1. Field of the Invention
The present invention relates to a vertical alignment liquid crystal display device which is driven by multiplex driving.
2. Description of the Background Art
A liquid crystal display device is broadly used as an information display unit in various electronic devices for consumer or automobile use. In General, a liquid crystal display device is configured by disposing a liquid crystal layer made of a liquid crystal material between two substrates that are placed opposite each other with a gap of roughly several micrometers. As one type of this kind of liquid crystal display device, a vertical alignment liquid crystal display device is known (For example, refer to Japanese Unexamined Patent Application publication No. 2005-234254). A vertical alignment liquid crystal display device comprises, as its main components, liquid crystal cells of a VA mode in which liquid crystal molecules are aligned substantially vertically relative to the surface of the respective substrates within the liquid crystal layer that are disposed between the two substrates, and polarizers that are respectively provided to the outside of the liquid crystal cells. The respective polarizers are often provided in a crossed Nicol arrangement. Based on the foregoing arrangement, since the transmittance of the liquid crystal display device during the non-application of voltage will be extremely low, it is possible to realize a high contrast relatively easily.

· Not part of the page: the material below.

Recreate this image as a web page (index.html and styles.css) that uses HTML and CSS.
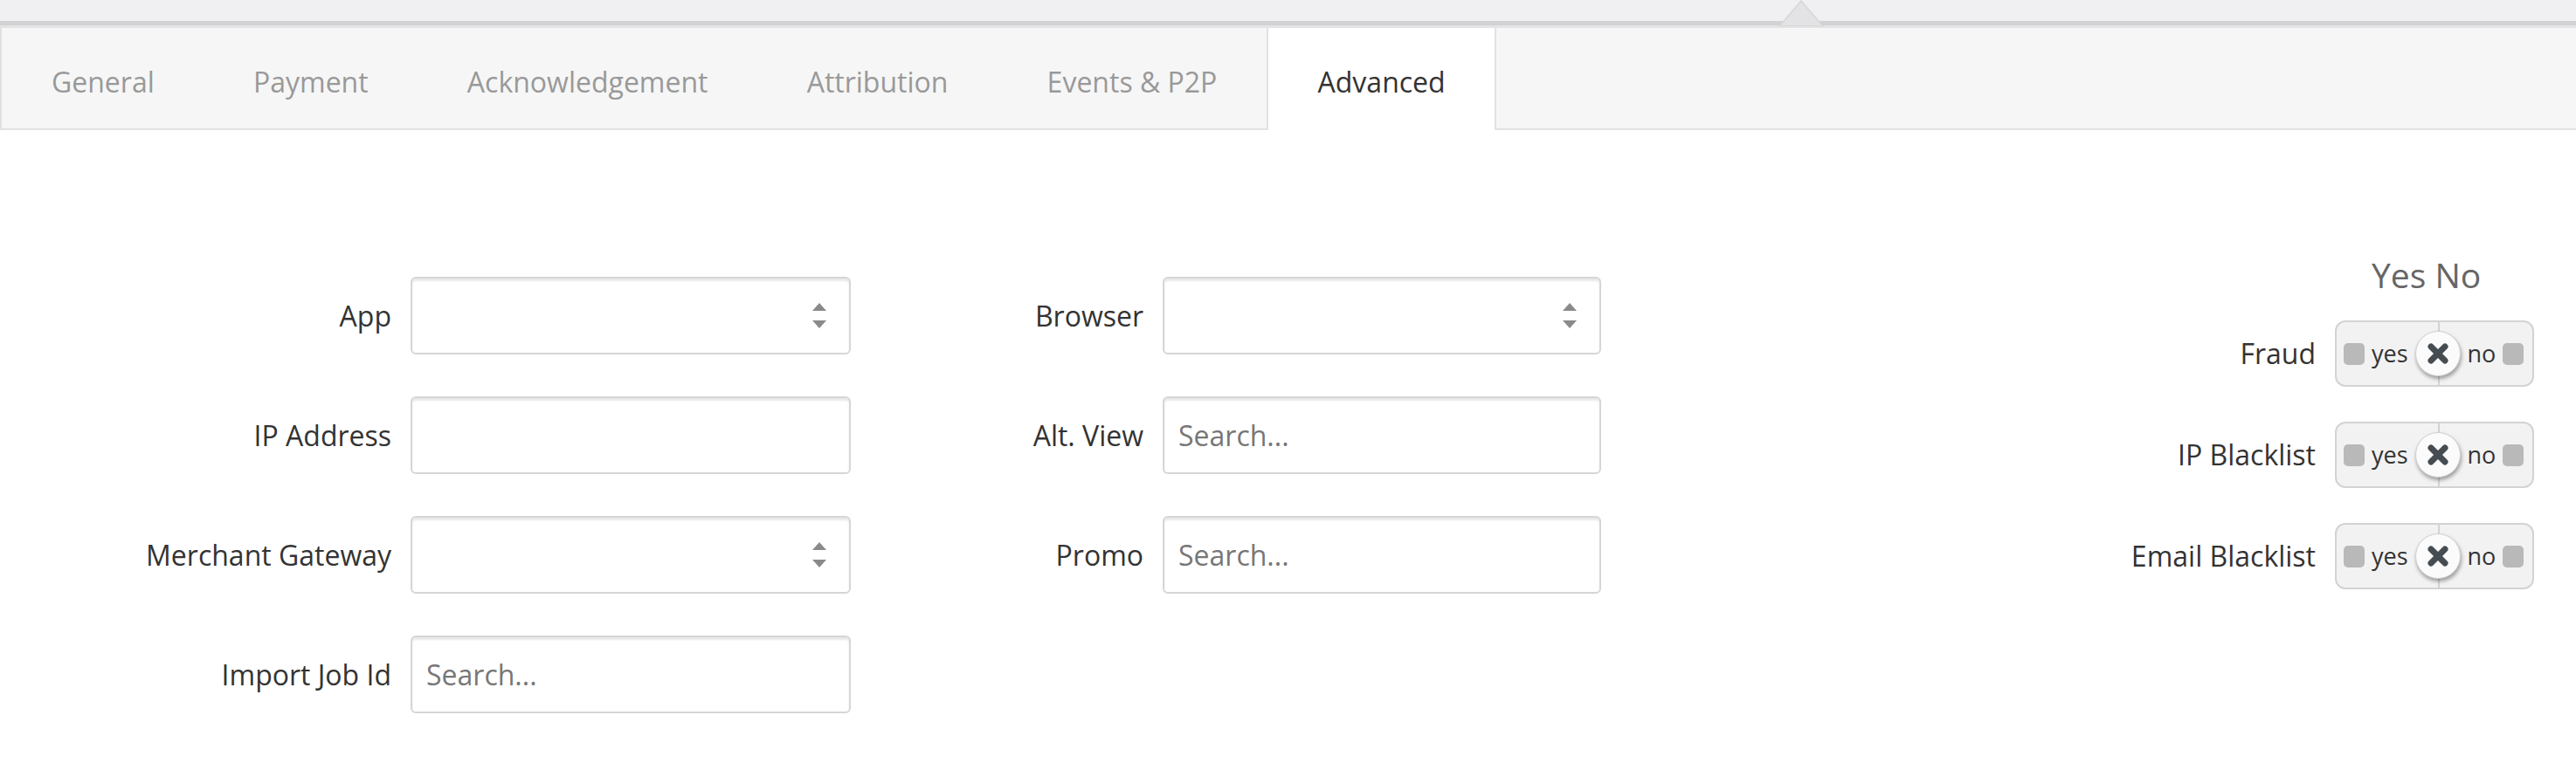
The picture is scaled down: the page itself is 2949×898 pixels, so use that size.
FILE: index.html
```html
<!DOCTYPE html>
<html lang="en">
<head>
<meta charset="utf-8">
<title>Advanced</title>
<link rel="stylesheet" href="styles.css">
</head>
<body>
<div class="topbar">
  <svg class="caret" width="52" height="30" viewBox="0 0 52 30"><polygon points="1,30 26,1 51,30" fill="#e3e3e5" stroke="#d6d6d8" stroke-width="1.5"/></svg>
</div>
<nav class="tabs">
  <div class="tab">General</div>
  <div class="tab">Payment</div>
  <div class="tab">Acknowledgement</div>
  <div class="tab">Attribution</div>
  <div class="tab">Events &amp; P2P</div>
  <div class="tab active">Advanced</div>
</nav>
<main class="content">
  <section class="col col1">
    <label class="lbl">App</label>
    <div class="field select"><svg class="arrows" width="16" height="29" viewBox="0 0 16 29"><polygon points="0,9 8,0 16,9" fill="#8a8a8a"/><polygon points="0,20 16,20 8,29" fill="#8a8a8a"/></svg></div>
    <label class="lbl">IP Address</label>
    <input class="field" type="text">
    <label class="lbl">Merchant Gateway</label>
    <div class="field select"><svg class="arrows" width="16" height="29" viewBox="0 0 16 29"><polygon points="0,9 8,0 16,9" fill="#8a8a8a"/><polygon points="0,20 16,20 8,29" fill="#8a8a8a"/></svg></div>
    <label class="lbl">Import Job Id</label>
    <input class="field" type="text" placeholder="Search...">
  </section>
  <section class="col col2">
    <label class="lbl">Browser</label>
    <div class="field select"><svg class="arrows" width="16" height="29" viewBox="0 0 16 29"><polygon points="0,9 8,0 16,9" fill="#8a8a8a"/><polygon points="0,20 16,20 8,29" fill="#8a8a8a"/></svg></div>
    <label class="lbl">Alt. View</label>
    <input class="field" type="text" placeholder="Search...">
    <label class="lbl">Promo</label>
    <input class="field" type="text" placeholder="Search...">
  </section>
  <section class="col col3">
    <div class="yn-head">Yes No</div>
    <label class="lbl">Fraud</label>
    <div class="toggle">
      <span class="sq"></span><span class="tw">yes</span>
      <span class="slot"><span class="knob"><svg width="26" height="24" viewBox="0 0 26 24"><path d="M5 4 L21 20 M21 4 L5 20" stroke="#454c52" stroke-width="7" stroke-linecap="round"/></svg></span></span>
      <span class="tw">no</span><span class="sq"></span>
    </div>
    <label class="lbl">IP Blacklist</label>
    <div class="toggle">
      <span class="sq"></span><span class="tw">yes</span>
      <span class="slot"><span class="knob"><svg width="26" height="24" viewBox="0 0 26 24"><path d="M5 4 L21 20 M21 4 L5 20" stroke="#454c52" stroke-width="7" stroke-linecap="round"/></svg></span></span>
      <span class="tw">no</span><span class="sq"></span>
    </div>
    <label class="lbl">Email Blacklist</label>
    <div class="toggle">
      <span class="sq"></span><span class="tw">yes</span>
      <span class="slot"><span class="knob"><svg width="26" height="24" viewBox="0 0 26 24"><path d="M5 4 L21 20 M21 4 L5 20" stroke="#454c52" stroke-width="7" stroke-linecap="round"/></svg></span></span>
      <span class="tw">no</span><span class="sq"></span>
    </div>
  </section>
</main>
</body>
</html>
```
FILE: styles.css
```css
* { box-sizing: border-box; }
html, body { margin: 0; padding: 0; background: #fff; }
body {
  font-family: "Open Sans", "Liberation Sans", sans-serif;
  font-size: 32px;
  color: #333;
  width: 2949px;
}
.topbar {
  position: relative;
  height: 29px;
  background: #f0f0f2;
  border-bottom: 5px solid #d2d2d4;
}
.caret {
  position: absolute;
  left: 2036px;
  top: 0;
}
.tabs {
  display: flex;
  background: #f6f6f6;
  border-top: 3px solid #e3e3e5;
  border-left: 2px solid #e0e0e0;
  border-bottom: 2px solid #e2e2e2;
  height: 120px;
}
.tab {
  padding: 40px 56.6px 0;
  line-height: 44px;
  color: #999;
  white-space: nowrap;
}
.tab:first-child { padding-left: 57px; }
.tab.active {
  background: #fff;
  color: #333;
  border-left: 2px solid #e2e2e2;
  border-right: 2px solid #e2e2e2;
  margin-bottom: -2px;
}
.content {
  display: flex;
  align-items: flex-start;
  padding: 142px 48px 40px 0;
}
.col {
  display: grid;
  column-gap: 22px;
  row-gap: 48px;
  align-items: center;
}
.col1 {
  grid-template-columns: 448px 504px;
  margin-top: 26px;
}
.col2 {
  grid-template-columns: 335px 502px;
  margin-top: 26px;
}
.col3 {
  margin-left: auto;
  grid-template-columns: auto 228px;
  row-gap: 40px;
}
.lbl {
  text-align: right;
  white-space: nowrap;
  line-height: 44px;
}
.field {
  display: block;
  width: 100%;
  height: 89px;
  margin: 0;
  border: 2px solid #d6d6d6;
  border-radius: 6px;
  box-shadow: inset 0 3px 2px rgba(0,0,0,0.09);
  background: #fff;
  font-family: "Open Sans", "Liberation Sans", sans-serif;
  font-size: 32px;
  color: #555;
  padding: 0 16px;
  outline: none;
}
.field::placeholder { color: #777; }
.select {
  display: flex;
  align-items: center;
  justify-content: flex-end;
  padding-right: 26px;
}
.yn-head {
  grid-column: 2;
  font-size: 39px;
  line-height: 48px;
  color: #666;
  padding-left: 42px;
  margin-bottom: -12px;
}
.toggle {
  display: flex;
  align-items: center;
  gap: 8px;
  height: 76px;
  padding: 0 8px;
  border: 2px solid #d3d3d3;
  border-radius: 12px;
  background: #f2f2f2;
  font-size: 27px;
  color: #333;
}
.sq {
  width: 24px;
  height: 25px;
  border-radius: 5px;
  background: #b9b9b9;
  flex: none;
}
.tw { line-height: 30px; }
.slot {
  position: relative;
  align-self: stretch;
  display: flex;
  align-items: center;
}
.slot::before {
  content: "";
  position: absolute;
  left: 50%;
  top: 0;
  bottom: 0;
  width: 2px;
  background: #d3d3d3;
}
.knob {
  position: relative;
  width: 52px;
  height: 52px;
  border-radius: 50%;
  background: #fbfbfb;
  border: 1px solid #d0d0d0;
  box-shadow: 1px 3px 4px rgba(0,0,0,0.35);
  display: flex;
  align-items: center;
  justify-content: center;
}
```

When realizing image display by a liquid crystal display device based on multiplex driving, for instance, substrates respectively having a striped-shaped electrode are placed opposite each other so that the extending directions of the respective electrodes become substantially orthogonal, and the regions where the electrode of one substrate and the electrode of the other substrate intersect become the pixel, respectively. Here, the shape of the respective pixels is substantially rectangular. Moreover, alignment treatment such as rubbing treatment is performed on the surface of the respective substrates. The direction of the alignment treatment to be performed on the surface of the respective substrates is set, for example, in opposite directions (anti-parallel alignment). Consequently, the alignment direction of the liquid crystal molecules during the non-application of voltage settles into one direction at the substantial center in the layer thickness direction of the liquid crystal layer provided between the substrates. For example, when the direction of the alignment treatment to the respective substrates is set to the 6 o'clock direction and the 12 o'clock direction when viewed from the front of the liquid crystal display device, the alignment direction of the liquid crystal molecules settles into the 6 o'clock direction at the substantial center of the liquid crystal layer. Here, the extending direction of the electrode of one substrate becomes substantially parallel to the alignment direction of the liquid crystal layer at the substantial center of the liquid crystal layer, and the extending direction of the electrode of the other substrate becomes substantially orthogonal.
In the foregoing vertical alignment liquid crystal display device, considered is a case of disposing a pair of polarizers, which is provided in a substantial crossed Nicol arrangement, on the outside of the respective substrates. With one of the polarizers, let it be assumed that its absorption axis is disposed at an angle of substantially 45° (degrees) relative to the direction of the alignment treatment that was performed to one substrate. When the liquid crystal layer is formed using a liquid crystal material having a negative dielectric constant anisotropy, and a voltage that is not less than a threshold voltage is applied between the electrodes of the respective substrates, most of the liquid crystal molecules in the liquid crystal layer become inclined in the horizontal alignment direction according to the direction of the alignment treatment. On observing this liquid crystal display device, a light display state is favorably observed from the 6 o'clock direction, and, contrarily, a light display state is not observed from the 12 o'clock direction. The 6 o'clock direction in the foregoing case is referred to as the optimal viewing direction (optimal viewing orientation), and the 12 o'clock direction is referred to as the anti-viewing direction (anti-viewing orientation).
In the foregoing vertical alignment liquid crystal display device, on observing the liquid crystal display device from the anti-viewing direction in a state where the liquid crystal display device is in a light display state when viewed from the front, a substantially dark state can be observed within the pixels, but light leakage occurs in the vicinity of one edge among the four pixel edges of the rectangular pixel. This light leakage occurs without regularity and differs in the respective pixels, and considerably drops the display quality from the appearance.
Moreover, in the foregoing vertical alignment liquid crystal display device, there are cases where a dark region appears in the respective pixels in a state where the liquid crystal display device is in a light display state when viewed from the front during multiplex driving, causing the display quality to drop. Since this phenomenon becomes more notable when the frame frequency is reduced, it is necessary to set the driving frequency higher in order to eliminate this phenomenon. Nevertheless, if the driving frequency is increased, the impedance between the electrodes will also increase, which causes the consumption current to increase and the load of the drive unit to increase, the potential difference of the electrodes will also become obvious, and cause the display quality to drop. Specifically, so-called crosstalk is more easily generated.